**Written problem**
Locate each line with the string "React" in the listing below and copy it.

**Information supplied**
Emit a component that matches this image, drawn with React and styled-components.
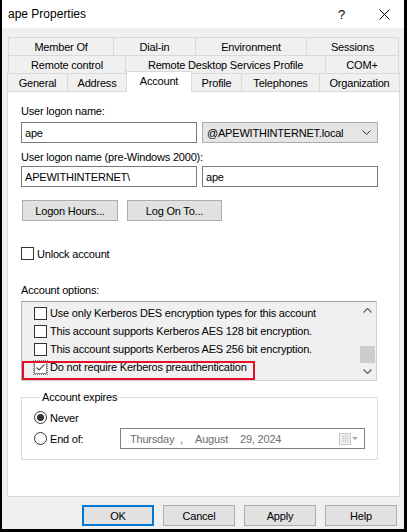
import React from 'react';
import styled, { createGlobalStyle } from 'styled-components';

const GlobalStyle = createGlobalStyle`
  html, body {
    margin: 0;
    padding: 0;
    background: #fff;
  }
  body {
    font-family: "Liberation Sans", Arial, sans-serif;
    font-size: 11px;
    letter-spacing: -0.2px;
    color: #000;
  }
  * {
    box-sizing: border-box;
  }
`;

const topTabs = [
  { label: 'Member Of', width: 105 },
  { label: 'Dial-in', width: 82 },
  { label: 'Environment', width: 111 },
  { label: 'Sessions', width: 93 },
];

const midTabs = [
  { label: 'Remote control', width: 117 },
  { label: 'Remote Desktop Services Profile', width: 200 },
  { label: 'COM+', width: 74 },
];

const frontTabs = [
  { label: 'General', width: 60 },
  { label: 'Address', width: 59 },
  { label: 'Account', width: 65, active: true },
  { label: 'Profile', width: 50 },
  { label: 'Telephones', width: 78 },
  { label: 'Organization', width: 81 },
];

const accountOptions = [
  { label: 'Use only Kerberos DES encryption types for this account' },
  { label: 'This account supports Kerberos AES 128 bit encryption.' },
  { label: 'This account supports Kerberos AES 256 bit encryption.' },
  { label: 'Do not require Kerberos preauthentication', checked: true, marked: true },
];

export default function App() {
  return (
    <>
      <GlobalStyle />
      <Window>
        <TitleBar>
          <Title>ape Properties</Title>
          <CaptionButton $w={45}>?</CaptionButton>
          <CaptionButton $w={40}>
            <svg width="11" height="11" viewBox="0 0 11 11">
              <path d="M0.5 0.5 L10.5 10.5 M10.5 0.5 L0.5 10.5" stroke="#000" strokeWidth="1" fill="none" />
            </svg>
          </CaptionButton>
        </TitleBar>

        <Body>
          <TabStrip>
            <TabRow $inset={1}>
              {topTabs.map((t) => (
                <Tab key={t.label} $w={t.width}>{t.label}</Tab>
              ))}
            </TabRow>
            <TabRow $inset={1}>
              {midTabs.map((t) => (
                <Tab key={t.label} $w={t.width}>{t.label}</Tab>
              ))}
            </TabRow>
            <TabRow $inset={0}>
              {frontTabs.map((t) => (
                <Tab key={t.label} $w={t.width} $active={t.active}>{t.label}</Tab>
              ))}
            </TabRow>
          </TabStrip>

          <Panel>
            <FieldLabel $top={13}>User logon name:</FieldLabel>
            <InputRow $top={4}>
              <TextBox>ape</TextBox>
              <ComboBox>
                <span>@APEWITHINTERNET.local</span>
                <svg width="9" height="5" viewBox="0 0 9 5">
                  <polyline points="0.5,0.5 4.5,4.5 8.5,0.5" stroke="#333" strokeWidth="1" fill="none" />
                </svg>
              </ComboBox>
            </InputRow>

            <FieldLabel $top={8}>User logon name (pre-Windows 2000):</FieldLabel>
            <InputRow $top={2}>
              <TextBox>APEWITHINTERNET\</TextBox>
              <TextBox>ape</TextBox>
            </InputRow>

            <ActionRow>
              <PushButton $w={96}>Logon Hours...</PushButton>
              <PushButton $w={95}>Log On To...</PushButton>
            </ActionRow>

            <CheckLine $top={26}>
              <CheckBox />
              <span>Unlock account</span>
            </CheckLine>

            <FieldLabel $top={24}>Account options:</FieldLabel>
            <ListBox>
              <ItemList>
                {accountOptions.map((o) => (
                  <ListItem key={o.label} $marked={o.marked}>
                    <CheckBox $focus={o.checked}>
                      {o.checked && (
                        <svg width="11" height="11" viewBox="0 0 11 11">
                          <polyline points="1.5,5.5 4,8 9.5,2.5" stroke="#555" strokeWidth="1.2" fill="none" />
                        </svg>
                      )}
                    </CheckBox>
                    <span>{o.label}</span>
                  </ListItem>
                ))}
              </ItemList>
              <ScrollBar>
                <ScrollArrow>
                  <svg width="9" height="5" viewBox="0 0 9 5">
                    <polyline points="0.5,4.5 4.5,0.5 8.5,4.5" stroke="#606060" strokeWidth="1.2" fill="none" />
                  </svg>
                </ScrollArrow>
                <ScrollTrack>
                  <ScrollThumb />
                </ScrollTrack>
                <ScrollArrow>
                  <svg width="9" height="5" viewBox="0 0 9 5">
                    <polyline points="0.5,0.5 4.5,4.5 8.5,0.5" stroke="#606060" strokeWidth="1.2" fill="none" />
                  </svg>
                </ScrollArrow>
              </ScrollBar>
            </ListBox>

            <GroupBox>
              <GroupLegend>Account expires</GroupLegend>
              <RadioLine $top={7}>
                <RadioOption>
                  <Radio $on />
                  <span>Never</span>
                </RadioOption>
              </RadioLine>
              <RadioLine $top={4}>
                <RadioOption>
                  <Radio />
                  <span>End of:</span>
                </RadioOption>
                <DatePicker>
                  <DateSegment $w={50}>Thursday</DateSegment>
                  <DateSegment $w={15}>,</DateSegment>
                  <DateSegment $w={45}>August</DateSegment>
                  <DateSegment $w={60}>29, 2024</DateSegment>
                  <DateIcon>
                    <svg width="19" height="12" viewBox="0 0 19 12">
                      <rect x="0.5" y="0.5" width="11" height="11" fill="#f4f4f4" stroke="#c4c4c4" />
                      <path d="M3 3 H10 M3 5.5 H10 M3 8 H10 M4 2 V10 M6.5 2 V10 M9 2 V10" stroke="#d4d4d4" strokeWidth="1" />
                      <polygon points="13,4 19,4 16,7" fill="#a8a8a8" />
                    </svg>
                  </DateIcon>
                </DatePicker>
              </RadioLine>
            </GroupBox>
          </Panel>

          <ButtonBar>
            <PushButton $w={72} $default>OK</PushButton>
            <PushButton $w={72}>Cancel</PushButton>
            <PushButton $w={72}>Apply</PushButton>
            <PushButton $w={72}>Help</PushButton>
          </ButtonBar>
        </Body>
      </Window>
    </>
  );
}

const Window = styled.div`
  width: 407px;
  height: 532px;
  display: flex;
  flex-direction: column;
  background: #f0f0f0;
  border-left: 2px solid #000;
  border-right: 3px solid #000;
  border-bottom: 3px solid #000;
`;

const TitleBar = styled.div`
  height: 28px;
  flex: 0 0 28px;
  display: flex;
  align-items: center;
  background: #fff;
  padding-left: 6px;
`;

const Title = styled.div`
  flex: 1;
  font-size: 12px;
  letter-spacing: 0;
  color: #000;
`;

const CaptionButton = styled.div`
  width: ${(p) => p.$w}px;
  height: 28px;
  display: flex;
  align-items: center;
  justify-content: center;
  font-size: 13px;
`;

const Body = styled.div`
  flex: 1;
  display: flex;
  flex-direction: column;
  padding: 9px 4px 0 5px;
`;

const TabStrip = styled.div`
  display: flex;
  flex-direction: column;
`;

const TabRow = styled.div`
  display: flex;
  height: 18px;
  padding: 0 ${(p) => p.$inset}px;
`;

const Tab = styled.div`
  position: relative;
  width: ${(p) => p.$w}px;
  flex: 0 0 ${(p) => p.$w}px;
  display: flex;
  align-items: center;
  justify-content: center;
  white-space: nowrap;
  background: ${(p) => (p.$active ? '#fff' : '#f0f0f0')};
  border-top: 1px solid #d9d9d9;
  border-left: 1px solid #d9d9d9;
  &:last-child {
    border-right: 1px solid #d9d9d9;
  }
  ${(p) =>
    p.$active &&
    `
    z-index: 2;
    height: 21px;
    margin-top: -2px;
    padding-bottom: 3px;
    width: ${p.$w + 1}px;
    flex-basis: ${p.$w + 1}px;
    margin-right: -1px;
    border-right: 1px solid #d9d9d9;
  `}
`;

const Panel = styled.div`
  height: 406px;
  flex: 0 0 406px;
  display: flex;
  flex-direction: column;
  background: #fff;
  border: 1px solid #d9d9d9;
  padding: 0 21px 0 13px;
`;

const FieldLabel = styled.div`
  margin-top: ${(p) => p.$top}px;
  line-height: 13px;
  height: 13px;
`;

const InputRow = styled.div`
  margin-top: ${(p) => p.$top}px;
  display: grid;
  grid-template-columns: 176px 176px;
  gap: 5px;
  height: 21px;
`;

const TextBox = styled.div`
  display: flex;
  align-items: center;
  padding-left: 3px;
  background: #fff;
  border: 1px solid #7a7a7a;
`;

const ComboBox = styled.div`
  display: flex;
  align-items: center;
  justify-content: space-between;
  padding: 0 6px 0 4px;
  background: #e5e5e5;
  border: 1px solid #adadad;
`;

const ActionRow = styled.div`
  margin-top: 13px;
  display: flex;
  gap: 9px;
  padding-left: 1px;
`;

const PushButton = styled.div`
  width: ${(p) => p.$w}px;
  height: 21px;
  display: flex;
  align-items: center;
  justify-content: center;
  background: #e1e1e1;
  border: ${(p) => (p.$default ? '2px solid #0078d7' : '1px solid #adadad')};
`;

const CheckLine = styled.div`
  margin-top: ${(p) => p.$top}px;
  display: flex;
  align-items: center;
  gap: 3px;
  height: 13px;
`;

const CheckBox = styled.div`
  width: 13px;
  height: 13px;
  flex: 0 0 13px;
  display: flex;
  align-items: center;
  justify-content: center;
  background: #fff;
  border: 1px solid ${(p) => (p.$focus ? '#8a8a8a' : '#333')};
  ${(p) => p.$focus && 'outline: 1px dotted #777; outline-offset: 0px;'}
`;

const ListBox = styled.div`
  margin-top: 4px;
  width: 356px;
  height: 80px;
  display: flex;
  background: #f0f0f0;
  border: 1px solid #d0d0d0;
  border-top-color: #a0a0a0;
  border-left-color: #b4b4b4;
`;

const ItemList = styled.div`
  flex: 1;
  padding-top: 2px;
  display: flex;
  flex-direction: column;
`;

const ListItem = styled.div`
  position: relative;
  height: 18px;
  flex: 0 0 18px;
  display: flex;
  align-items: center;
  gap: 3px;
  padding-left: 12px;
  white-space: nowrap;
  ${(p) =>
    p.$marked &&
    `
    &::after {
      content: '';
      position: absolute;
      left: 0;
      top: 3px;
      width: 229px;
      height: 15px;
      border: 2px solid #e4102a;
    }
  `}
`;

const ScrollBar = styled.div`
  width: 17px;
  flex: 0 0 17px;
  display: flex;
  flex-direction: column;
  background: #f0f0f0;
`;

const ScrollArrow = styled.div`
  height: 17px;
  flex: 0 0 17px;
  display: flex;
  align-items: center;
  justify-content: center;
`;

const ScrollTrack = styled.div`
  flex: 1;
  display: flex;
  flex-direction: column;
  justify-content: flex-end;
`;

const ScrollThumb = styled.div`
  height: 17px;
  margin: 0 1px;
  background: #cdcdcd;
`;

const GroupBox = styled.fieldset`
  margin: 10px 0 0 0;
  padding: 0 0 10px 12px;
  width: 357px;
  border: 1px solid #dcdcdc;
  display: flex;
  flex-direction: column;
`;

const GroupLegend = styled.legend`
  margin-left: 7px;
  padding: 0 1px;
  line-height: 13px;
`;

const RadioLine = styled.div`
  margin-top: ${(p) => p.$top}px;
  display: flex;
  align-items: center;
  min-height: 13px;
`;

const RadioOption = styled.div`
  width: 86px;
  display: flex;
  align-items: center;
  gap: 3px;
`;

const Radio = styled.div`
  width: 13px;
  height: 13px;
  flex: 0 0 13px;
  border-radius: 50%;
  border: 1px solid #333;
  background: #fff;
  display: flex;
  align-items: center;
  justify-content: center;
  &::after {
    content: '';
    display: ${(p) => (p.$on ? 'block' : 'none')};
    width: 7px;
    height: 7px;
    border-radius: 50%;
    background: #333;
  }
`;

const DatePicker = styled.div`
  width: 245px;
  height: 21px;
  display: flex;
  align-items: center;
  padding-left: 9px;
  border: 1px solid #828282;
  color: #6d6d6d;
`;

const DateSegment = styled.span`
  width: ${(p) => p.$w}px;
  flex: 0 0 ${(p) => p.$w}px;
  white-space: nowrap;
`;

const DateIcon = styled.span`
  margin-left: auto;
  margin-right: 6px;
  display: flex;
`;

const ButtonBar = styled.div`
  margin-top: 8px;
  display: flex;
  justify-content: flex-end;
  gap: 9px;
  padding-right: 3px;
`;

**Finished answer**
Emit a component that matches this image, drawn with React and styled-components.
import React from 'react';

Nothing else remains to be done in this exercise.